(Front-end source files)
---+---

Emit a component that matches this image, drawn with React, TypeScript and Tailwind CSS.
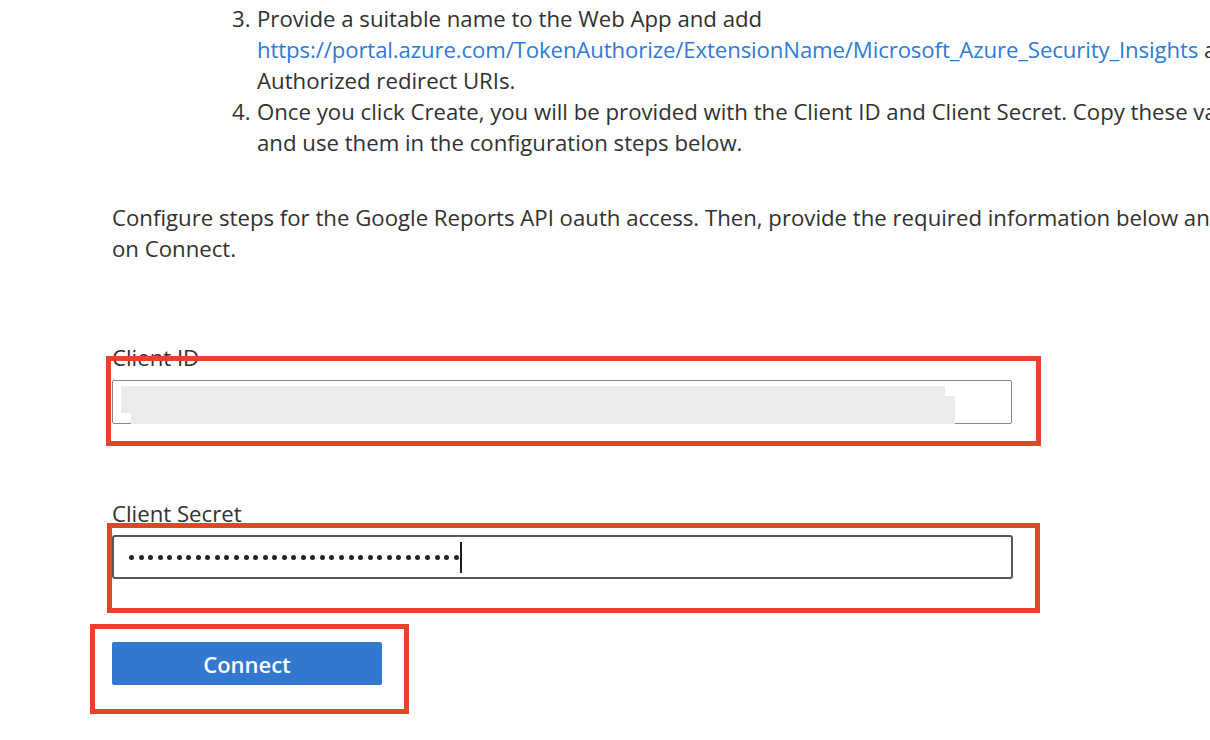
import React from "react";

const font = { fontFamily: '"Open Sans", "Noto Sans", sans-serif' };

function RedBox({ className }: { className: string }) {
  return <div className={"pointer-events-none absolute border-[5px] border-[#e6432a] " + className} />;
}

export default function App() {
  const dots = Array.from({ length: 35 });

  return (
    <div
      className="relative w-[1210px] h-[740px] overflow-hidden bg-white text-[22.2px] leading-[31px] text-[#323130]"
      style={font}
    >
      <div className="pl-[112px] w-[1500px]">
        {/* Steps list */}
        <div className="mt-[3px] pl-[120px] whitespace-nowrap">
          <div className="flex">
            <span className="w-[25px] shrink-0">3.</span>
            <div>
              <div>Provide a suitable name to the Web App and add</div>
              <div>
                <span className="text-[#2f7bd6] tracking-[-0.12px]">
                  https://portal.azure.com/TokenAuthorize/ExtensionName/Microsoft_Azure_Security_Insights
                </span>{" "}
                as the
              </div>
              <div>Authorized redirect URIs.</div>
            </div>
          </div>
          <div className="flex">
            <span className="w-[25px] shrink-0">4.</span>
            <div>
              <div>Once you click Create, you will be provided with the Client ID and Client Secret. Copy these values</div>
              <div>and use them in the configuration steps below.</div>
            </div>
          </div>
        </div>

        {/* Intro paragraph */}
        <div className="mt-[44px] whitespace-nowrap">
          <div>Configure steps for the Google Reports API oauth access. Then, provide the required information below and click</div>
          <div>on Connect.</div>
        </div>

        {/* Client ID */}
        <div className="mt-[78px]">Client ID</div>
        <div className="relative mt-[7px] w-[900px] h-[44px] rounded-[2px] border border-[#8a8886]">
          <div className="absolute left-[8px] top-[5px] w-[824px] h-[27px] bg-[#ebebeb]" />
          <div className="absolute left-[18px] top-[15px] w-[824px] h-[28px] bg-[#ebebeb]" />
          <RedBox className="-left-[7px] -top-[25px] w-[935px] h-[90px]" />
        </div>

        {/* Client Secret */}
        <div className="mt-[74px]">Client Secret</div>
        <div className="relative mt-[6px] w-[901px] h-[44px] rounded-[3px] border-2 border-[#575757] flex items-center pl-[15px]">
          <div className="flex items-center gap-[4.55px]">
            {dots.map((_, i) => (
              <div key={i} className="w-[5px] h-[5px] rounded-full bg-[#252423]" />
            ))}
          </div>
          <div className="ml-[1px] w-[2px] h-[31px] bg-[#1b1a19]" />
          <RedBox className="-left-[7px] -top-[14px] w-[933px] h-[90px]" />
        </div>

        {/* Connect */}
        <div className="relative mt-[63px] w-[270px]">
          <button className="w-[270px] h-[43px] pt-[2px] rounded-[2px] bg-[#3378d0] text-white font-semibold text-[22px] leading-[31px]">
            Connect
          </button>
          <RedBox className="-left-[22px] -top-[18px] w-[319px] h-[90px]" />
        </div>
      </div>
    </div>
  );
}
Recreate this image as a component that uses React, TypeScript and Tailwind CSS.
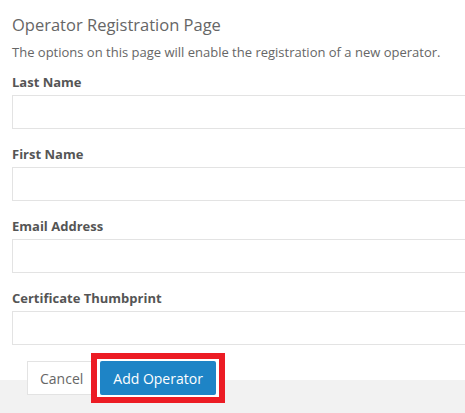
export default function App() {
  const fields = ["Last Name", "First Name", "Email Address", "Certificate Thumbprint"];

  return (
    <div className="flex h-[413px] w-full flex-col overflow-hidden bg-white font-['Open_Sans',sans-serif]">
      <div className="pl-3 pt-[14px]">
        <h1 className="text-[16.5px] leading-[22px] font-medium text-[#666]">Operator Registration Page</h1>
        <p className="mt-[7px] text-[13px] leading-[18px] text-[#666]">
          The options on this page will enable the registration of a new operator.
        </p>
        <div className="mt-[12px]">
          {fields.map((label) => (
            <div key={label} className="mb-4">
              <label className="block text-[13px] leading-[18px] font-bold text-[#555]">{label}</label>
              <input
                type="text"
                className="mt-1 block h-[34px] w-[470px] border border-[#e3e3e3] bg-white px-2 text-[13px] outline-none"
              />
            </div>
          ))}
        </div>
      </div>

      <div className="relative z-10 -mb-[15px] flex gap-1 pl-[27px]">
        <button className="h-[34px] border border-[#e3e3e3] bg-white px-[12px] text-[14px] text-[#666]">
          Cancel
        </button>
        {/* red highlight box around the primary action */}
        <span className="relative inline-flex">
          <span className="absolute -inset-x-[9px] -inset-y-[8px] border-[6px] border-[#ec1c24] bg-white" />
          <button className="relative h-[34px] rounded-[2px] bg-[#1e84c6] px-[13px] text-[14px] text-white">
            Add Operator
          </button>
        </span>
      </div>
      <div className="flex-1 bg-[#f2f2f2]" />
    </div>
  );
}
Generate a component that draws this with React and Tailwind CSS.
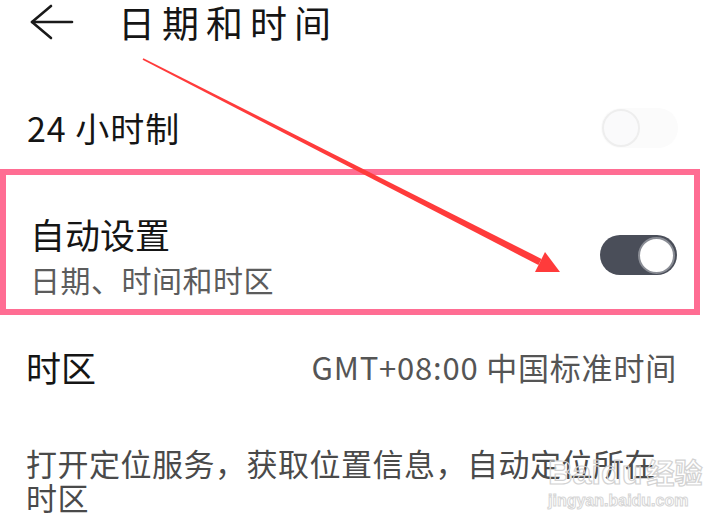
import React from "react";

function Toggle({ on }) {
  if (on) {
    return (
      <div className="w-[77px] h-[40px] rounded-full bg-[#4a4e59] flex items-center justify-end pr-[2px] shrink-0">
        <div className="w-[37px] h-[37px] rounded-full bg-white border-[2px] border-[#8a8d95]" />
      </div>
    );
  }
  return (
    <div className="w-[77px] h-[40px] rounded-full bg-[#fbfbfb] flex items-center justify-start pl-[1px] shrink-0">
      <div className="w-[38px] h-[38px] rounded-full bg-[#fafafb] border-[2px] border-[#eeeeee]" />
    </div>
  );
}

export default function App() {
  return (
    <div
      className="relative w-[710px] h-[520px] overflow-hidden bg-white"
      style={{ fontFamily: '"Noto Sans CJK SC", "Noto Sans", sans-serif' }}
    >
      <div className="flex flex-col">
        {/* header */}
        <div className="h-[44px] flex items-center">
          <svg width="46" height="40" viewBox="0 0 46 40" className="ml-[28px] shrink-0" fill="none" stroke="#1a1a1a" strokeWidth="2.6" strokeLinecap="round" strokeLinejoin="round">
            <path d="M23 4 L4 20 L23 36" />
            <path d="M4 20 L44 20" />
          </svg>
          <div className="ml-[44px] text-[37px] leading-[44px] tracking-[7px] text-[#151515] whitespace-nowrap">日期和时间</div>
        </div>

        {/* 24 hour */}
        <div className="mt-[64px] h-[40px] flex items-center justify-between pl-[27px] pr-[32px]">
          <div className="text-[34px] leading-[40px] tracking-[1px] text-[#151515] whitespace-nowrap">24 小时制</div>
          <Toggle on={false} />
        </div>

        {/* highlighted box */}
        <div className="mt-[21px] h-[146px] border-[6px] border-[#ff6d93] mr-[10px] flex items-center justify-between pl-[24px] pr-[17px] pt-[26px]">
          <div className="flex flex-col">
            <div className="text-[35px] leading-[40px] text-[#151515] whitespace-nowrap">自动设置</div>
            <div className="mt-[8px] text-[30px] leading-[34px] tracking-[0.5px] text-[#5c5c5c] whitespace-nowrap">日期、时间和时区</div>
          </div>
          <Toggle on={true} />
        </div>

        {/* time zone */}
        <div className="mt-[32px] h-[40px] flex items-center justify-between pl-[26px] pr-[33px]">
          <div className="text-[35px] leading-[40px] text-[#151515] whitespace-nowrap">时区</div>
          <div className="text-[31px] leading-[40px] tracking-[0.8px] text-[#555555] whitespace-nowrap">GMT+08:00 中国标准时间</div>
        </div>

        {/* description */}
        <div className="mt-[59px] pl-[26px] text-[31px] leading-[34px] tracking-[0.5px] text-[#4a4a4a] whitespace-nowrap">
          打开定位服务，获取位置信息，自动定位所在
          <br />
          时区
        </div>
      </div>

      {/* watermark */}
      <div className="absolute left-[548px] top-[454px] flex flex-col items-start pointer-events-none whitespace-nowrap">
        <div
          className="text-[34px] leading-[36px] font-bold text-transparent [-webkit-text-stroke:1.2px_#d2d2d2] whitespace-nowrap"
          style={{ fontFamily: '"Liberation Sans", "Noto Sans CJK SC", sans-serif' }}
        >
          Baidu<span className="text-[28px] ml-[4px]">经验</span>
        </div>
        <div
          className="-mt-[1px] text-[16px] leading-[18px] font-bold text-transparent [-webkit-text-stroke:1px_#d6d6d6] whitespace-nowrap"
          style={{ fontFamily: '"Liberation Sans", sans-serif' }}
        >
          jingyan.baidu.com
        </div>
      </div>

      {/* red arrow */}
      <svg className="absolute left-0 top-0 pointer-events-none" width="710" height="520" viewBox="0 0 710 520">
        <polygon
          fill="#ff3b3b"
          points="142.6,59.7 143.4,58.3 541.6,258.9 538.4,265.1"
        />
        <polygon fill="#ff3b3b" points="545,252 535,272 560,272" />
      </svg>
    </div>
  );
}
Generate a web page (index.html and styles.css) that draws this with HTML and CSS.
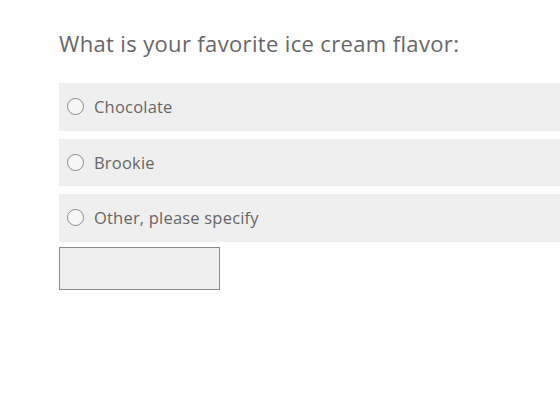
FILE: index.html
```html
<!DOCTYPE html>
<html lang="en">
<head>
<meta charset="UTF-8">
<title>Survey</title>
<link rel="stylesheet" href="styles.css">
</head>
<body>

<div class="question">
    <h2 class="question-title">What is your favorite ice cream flavor:</h2>

    <div class="choices">
        <label class="choice">
            <input type="radio" name="flavor" value="chocolate">
            <span class="radio-mark"></span>
            <span class="choice-text">Chocolate</span>
        </label>
        <label class="choice">
            <input type="radio" name="flavor" value="brookie">
            <span class="radio-mark"></span>
            <span class="choice-text">Brookie</span>
        </label>
        <label class="choice">
            <input type="radio" name="flavor" value="other">
            <span class="radio-mark"></span>
            <span class="choice-text">Other, please specify</span>
        </label>
    </div>

    <input class="other-input" type="text" aria-label="Other flavor">
</div>

</body>
</html>
```

FILE: styles.css
```css
body {
    margin: 0;
    background-color: #fefefe;
    font-family: "Open Sans", "Liberation Sans", sans-serif;
    color: #666666;
}

.question {
    padding: 27px 0 0 59px;
}

.question-title {
    margin: 0 0 24px 0;
    font-size: 22px;
    font-weight: 400;
    line-height: 32px;
    letter-spacing: 0.35px;
    color: #676767;
}

.choices {
    display: flex;
    flex-direction: column;
    gap: 8px;
}

.choice {
    display: flex;
    align-items: center;
    gap: 10px;
    height: 47.5px;
    padding-left: 8px;
    background-color: #efefef;
    cursor: pointer;
}

.choice input {
    display: none;
}

.radio-mark {
    width: 17px;
    height: 17px;
    border: 1px solid #8a8a8a;
    border-radius: 50%;
    box-sizing: border-box;
    background-color: #f7f7f7;
}

.choice-text {
    font-size: 16.5px;
    letter-spacing: 0.2px;
    color: #666666;
}

.other-input {
    display: block;
    margin-top: 5px;
    width: 161px;
    height: 43px;
    box-sizing: border-box;
    border: 1px solid #8c8c8c;
    background-color: #efefef;
    font-family: inherit;
    font-size: 16px;
}
```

---+---

PROBLEM DETAILS – Say how many lines have the string "Tailwind" in them, offering no words beyond the number.

ANSWER TO THE EXERCISE – 3